Exercise aim
Output, please, exactly those lines of the listing that come before the line with "ReactNode; viewBox?: string;", along with that line itself.

Data segment
************

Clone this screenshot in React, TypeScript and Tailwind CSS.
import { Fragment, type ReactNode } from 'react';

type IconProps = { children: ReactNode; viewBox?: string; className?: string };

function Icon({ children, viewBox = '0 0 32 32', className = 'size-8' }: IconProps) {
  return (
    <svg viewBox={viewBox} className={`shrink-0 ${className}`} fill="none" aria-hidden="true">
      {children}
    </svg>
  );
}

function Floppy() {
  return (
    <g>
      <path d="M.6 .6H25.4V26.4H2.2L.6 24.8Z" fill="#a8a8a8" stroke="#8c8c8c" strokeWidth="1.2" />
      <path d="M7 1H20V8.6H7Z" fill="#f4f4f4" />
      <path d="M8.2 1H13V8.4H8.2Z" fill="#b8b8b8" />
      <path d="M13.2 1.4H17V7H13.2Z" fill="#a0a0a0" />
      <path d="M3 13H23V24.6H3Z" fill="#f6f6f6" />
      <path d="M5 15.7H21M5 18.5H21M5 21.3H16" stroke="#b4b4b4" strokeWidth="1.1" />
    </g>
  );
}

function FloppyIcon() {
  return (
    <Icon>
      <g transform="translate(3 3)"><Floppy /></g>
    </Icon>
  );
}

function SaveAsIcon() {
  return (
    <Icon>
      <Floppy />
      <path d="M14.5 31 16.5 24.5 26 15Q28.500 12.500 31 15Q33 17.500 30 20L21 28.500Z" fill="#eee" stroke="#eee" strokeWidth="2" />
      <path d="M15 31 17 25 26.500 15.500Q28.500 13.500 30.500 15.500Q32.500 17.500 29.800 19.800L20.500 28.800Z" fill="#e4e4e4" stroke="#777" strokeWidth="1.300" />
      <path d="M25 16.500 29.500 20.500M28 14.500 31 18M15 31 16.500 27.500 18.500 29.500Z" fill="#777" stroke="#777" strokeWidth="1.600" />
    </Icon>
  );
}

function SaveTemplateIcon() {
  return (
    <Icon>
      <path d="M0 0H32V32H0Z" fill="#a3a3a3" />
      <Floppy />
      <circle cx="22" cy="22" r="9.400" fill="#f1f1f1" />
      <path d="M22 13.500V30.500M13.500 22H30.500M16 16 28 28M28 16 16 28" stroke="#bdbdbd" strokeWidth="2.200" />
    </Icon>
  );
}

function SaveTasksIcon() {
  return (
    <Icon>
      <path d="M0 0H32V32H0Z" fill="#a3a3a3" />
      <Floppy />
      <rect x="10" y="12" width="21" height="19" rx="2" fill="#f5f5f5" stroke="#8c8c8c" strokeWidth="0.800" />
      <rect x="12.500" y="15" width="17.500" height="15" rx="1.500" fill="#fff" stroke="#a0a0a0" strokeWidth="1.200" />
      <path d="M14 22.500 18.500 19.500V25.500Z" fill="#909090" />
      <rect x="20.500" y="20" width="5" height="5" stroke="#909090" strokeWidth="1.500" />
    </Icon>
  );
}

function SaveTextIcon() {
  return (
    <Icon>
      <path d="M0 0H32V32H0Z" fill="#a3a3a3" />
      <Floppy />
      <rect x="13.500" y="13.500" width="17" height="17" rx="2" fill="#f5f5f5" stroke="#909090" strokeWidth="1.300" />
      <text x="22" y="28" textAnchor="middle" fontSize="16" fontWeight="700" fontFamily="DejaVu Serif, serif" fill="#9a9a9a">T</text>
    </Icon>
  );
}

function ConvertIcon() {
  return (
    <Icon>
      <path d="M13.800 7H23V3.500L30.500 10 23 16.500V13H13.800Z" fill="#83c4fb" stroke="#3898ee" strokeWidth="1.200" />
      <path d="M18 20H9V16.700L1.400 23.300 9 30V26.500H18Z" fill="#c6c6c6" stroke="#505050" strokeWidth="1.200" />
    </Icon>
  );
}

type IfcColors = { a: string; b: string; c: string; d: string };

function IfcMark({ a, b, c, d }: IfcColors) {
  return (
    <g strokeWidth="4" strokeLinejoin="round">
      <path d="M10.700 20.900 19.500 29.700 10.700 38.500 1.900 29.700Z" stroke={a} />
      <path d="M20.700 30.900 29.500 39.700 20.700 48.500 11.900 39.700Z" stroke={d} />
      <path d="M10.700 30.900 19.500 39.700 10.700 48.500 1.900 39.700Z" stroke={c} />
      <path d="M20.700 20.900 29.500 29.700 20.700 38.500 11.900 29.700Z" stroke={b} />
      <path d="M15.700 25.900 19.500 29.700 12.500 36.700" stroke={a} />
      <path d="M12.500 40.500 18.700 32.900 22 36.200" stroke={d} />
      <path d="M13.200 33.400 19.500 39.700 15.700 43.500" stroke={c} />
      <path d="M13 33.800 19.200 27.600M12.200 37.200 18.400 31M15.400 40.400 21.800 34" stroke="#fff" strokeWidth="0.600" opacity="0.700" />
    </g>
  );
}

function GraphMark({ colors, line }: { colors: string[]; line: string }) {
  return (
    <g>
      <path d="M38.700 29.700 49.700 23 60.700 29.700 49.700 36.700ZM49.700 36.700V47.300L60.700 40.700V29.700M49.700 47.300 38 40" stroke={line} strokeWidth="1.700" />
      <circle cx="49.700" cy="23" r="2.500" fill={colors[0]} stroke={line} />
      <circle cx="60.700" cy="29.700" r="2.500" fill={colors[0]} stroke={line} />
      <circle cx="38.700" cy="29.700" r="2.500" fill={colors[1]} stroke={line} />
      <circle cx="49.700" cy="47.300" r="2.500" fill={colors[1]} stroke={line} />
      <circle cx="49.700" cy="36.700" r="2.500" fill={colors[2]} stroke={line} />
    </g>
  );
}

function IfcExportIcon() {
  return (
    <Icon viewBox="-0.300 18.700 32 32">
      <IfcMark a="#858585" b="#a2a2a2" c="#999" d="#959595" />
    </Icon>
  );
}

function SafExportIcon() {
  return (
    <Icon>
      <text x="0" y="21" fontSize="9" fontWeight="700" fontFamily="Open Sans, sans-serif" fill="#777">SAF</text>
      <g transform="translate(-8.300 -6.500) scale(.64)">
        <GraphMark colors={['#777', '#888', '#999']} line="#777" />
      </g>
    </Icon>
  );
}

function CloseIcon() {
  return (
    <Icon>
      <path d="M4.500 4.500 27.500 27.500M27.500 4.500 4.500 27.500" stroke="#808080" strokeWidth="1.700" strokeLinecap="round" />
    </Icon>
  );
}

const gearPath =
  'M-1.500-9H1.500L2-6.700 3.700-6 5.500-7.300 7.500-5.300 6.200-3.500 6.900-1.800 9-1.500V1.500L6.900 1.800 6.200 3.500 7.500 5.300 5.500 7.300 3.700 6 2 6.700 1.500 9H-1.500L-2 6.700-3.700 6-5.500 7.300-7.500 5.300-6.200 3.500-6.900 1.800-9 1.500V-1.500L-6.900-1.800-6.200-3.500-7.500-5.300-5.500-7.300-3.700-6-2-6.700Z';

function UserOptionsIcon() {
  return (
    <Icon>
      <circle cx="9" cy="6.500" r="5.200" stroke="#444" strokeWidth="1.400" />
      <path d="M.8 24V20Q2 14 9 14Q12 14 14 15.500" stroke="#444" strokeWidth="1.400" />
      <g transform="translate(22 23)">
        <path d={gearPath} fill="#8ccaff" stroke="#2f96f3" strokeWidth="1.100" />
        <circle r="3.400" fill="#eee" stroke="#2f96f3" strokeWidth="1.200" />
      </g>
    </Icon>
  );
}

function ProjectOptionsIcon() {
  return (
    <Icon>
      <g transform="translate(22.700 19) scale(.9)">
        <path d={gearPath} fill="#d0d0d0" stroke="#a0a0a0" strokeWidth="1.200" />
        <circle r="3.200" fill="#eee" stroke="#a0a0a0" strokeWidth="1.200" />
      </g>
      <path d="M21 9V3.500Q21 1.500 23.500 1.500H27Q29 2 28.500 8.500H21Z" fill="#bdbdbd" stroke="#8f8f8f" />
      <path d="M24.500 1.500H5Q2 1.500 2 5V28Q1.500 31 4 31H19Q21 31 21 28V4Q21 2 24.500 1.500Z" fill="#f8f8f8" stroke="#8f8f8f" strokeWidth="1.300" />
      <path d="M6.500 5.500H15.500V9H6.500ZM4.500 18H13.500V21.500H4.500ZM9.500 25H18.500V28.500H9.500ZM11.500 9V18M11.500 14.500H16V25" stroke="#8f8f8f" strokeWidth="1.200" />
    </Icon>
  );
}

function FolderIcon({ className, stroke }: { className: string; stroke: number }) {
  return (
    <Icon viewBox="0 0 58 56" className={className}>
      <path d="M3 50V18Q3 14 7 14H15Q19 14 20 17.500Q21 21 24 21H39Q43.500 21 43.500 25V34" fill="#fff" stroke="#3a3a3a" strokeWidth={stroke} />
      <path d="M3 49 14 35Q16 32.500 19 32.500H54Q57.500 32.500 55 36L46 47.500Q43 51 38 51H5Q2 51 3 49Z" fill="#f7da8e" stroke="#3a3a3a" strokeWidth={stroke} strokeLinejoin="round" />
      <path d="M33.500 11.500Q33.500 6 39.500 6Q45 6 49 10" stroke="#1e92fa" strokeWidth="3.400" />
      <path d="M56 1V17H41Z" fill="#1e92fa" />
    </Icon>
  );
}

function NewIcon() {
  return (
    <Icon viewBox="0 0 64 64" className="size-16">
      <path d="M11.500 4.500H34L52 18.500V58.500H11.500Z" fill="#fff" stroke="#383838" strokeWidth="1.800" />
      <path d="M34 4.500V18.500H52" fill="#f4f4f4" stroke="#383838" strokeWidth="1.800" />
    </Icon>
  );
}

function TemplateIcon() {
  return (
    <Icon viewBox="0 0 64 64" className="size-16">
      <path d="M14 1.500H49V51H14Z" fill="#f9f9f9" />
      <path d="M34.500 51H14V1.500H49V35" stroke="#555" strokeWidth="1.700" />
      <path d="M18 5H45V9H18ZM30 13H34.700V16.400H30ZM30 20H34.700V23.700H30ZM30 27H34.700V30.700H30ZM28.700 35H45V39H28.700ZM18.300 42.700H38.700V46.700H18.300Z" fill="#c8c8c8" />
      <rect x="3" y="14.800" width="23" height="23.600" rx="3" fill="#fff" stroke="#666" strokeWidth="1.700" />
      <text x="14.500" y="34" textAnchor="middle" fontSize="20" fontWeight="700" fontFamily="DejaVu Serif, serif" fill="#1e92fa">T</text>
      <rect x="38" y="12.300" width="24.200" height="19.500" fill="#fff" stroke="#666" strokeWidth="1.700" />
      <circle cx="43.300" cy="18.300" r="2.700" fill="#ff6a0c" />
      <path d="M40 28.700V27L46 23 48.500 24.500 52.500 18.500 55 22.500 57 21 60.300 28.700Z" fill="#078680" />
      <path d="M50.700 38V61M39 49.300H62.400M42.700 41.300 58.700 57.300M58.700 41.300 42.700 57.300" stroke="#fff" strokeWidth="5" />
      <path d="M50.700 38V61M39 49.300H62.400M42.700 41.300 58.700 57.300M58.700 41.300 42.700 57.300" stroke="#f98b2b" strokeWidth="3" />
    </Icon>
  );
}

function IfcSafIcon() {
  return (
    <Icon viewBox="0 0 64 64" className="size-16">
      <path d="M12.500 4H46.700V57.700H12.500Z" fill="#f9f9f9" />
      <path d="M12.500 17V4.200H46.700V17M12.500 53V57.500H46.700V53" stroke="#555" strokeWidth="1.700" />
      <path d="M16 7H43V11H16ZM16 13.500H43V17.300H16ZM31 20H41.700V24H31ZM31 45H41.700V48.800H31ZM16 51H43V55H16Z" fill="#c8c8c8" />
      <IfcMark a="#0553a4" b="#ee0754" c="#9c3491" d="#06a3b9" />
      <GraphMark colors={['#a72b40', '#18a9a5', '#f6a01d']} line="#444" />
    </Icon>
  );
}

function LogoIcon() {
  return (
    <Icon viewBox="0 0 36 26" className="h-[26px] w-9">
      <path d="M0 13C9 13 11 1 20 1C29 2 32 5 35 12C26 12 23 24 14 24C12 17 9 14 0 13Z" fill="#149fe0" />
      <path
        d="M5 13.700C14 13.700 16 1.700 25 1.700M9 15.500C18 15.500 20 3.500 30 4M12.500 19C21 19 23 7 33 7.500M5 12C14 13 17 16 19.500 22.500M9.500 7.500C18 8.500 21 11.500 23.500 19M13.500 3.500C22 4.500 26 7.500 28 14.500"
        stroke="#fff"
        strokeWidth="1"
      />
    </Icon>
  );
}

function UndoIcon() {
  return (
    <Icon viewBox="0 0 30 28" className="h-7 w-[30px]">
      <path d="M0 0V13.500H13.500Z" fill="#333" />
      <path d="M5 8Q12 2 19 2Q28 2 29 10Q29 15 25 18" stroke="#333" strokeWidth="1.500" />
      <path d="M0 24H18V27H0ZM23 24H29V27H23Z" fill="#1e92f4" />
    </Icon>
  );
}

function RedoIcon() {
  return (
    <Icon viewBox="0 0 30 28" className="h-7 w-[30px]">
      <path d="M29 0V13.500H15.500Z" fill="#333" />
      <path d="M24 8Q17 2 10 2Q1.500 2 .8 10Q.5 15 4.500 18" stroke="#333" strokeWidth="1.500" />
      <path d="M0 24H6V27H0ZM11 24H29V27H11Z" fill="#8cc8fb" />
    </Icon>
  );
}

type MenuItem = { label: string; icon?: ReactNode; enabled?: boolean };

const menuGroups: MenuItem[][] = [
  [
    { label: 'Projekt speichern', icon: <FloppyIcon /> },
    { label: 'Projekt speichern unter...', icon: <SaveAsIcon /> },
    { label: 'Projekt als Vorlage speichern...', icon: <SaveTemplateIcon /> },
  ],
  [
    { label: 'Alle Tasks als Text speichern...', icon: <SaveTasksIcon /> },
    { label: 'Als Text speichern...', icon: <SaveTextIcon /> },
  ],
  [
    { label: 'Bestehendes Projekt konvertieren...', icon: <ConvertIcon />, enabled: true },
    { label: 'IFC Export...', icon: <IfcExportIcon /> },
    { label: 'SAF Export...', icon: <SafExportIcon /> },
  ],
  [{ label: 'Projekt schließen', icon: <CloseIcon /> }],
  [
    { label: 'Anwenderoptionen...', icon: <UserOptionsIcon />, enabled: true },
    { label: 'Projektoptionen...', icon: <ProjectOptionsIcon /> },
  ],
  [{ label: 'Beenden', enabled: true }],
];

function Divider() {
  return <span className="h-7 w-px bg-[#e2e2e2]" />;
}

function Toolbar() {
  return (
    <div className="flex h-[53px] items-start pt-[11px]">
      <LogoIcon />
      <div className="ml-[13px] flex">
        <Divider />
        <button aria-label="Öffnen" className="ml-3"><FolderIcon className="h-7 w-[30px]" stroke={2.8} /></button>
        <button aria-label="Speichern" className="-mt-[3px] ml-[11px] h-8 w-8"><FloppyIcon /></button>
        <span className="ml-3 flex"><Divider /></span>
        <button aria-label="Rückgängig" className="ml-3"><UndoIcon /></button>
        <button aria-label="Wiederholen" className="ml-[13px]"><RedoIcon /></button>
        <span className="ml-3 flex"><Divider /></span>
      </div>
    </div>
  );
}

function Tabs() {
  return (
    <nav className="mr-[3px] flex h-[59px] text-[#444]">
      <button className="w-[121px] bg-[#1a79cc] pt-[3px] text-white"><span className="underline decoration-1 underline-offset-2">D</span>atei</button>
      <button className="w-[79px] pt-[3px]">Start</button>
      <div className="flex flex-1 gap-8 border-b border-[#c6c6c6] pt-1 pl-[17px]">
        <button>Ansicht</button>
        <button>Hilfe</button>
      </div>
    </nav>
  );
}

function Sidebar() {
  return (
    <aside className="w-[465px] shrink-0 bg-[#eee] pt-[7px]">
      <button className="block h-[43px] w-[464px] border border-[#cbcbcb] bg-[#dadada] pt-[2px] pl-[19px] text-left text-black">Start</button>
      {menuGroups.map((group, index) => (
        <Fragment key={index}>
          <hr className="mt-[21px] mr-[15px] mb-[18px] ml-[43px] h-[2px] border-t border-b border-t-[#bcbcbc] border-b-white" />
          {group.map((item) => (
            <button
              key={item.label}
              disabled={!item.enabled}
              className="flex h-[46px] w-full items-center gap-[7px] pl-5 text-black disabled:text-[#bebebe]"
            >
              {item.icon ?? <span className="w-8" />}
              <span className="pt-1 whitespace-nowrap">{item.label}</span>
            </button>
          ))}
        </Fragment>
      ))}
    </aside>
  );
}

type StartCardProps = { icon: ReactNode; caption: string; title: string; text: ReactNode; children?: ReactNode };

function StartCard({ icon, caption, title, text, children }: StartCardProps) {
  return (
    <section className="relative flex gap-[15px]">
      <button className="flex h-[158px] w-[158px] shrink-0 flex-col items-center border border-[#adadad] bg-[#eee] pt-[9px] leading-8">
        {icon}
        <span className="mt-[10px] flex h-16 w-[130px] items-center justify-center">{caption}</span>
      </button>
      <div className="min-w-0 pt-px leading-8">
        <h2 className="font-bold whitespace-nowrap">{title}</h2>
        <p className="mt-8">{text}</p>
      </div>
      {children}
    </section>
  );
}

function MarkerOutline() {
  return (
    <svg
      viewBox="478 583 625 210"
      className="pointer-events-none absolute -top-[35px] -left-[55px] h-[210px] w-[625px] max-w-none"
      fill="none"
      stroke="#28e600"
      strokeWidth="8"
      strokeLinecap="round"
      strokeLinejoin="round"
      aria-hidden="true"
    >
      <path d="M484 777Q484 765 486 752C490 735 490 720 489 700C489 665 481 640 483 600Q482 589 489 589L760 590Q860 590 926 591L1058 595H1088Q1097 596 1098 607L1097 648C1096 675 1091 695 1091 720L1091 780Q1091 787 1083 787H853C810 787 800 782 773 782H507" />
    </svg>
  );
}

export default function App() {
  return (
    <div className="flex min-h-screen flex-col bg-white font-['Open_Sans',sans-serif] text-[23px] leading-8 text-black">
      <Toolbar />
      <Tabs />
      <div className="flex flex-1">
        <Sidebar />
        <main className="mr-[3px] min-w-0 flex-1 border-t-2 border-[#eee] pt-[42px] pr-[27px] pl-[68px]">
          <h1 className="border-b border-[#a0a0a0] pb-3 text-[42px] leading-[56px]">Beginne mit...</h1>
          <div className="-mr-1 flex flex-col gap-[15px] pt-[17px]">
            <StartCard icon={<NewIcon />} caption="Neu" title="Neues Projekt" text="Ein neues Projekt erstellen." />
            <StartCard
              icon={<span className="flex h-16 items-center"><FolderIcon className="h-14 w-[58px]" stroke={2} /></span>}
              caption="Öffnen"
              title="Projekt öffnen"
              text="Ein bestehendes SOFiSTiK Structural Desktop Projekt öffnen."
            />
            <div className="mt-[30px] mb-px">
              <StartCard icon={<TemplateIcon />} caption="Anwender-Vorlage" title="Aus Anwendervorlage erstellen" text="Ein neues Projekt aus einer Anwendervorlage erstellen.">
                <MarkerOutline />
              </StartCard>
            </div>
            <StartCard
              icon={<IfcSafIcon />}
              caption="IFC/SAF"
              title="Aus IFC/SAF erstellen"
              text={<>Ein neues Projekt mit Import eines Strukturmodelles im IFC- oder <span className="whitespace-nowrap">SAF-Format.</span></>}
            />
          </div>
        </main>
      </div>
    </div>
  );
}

************

Exercise output
Clone this screenshot in React, TypeScript and Tailwind CSS.
import { Fragment, type ReactNode } from 'react';

type IconProps = { children: ReactNode; viewBox?: string; className?: string };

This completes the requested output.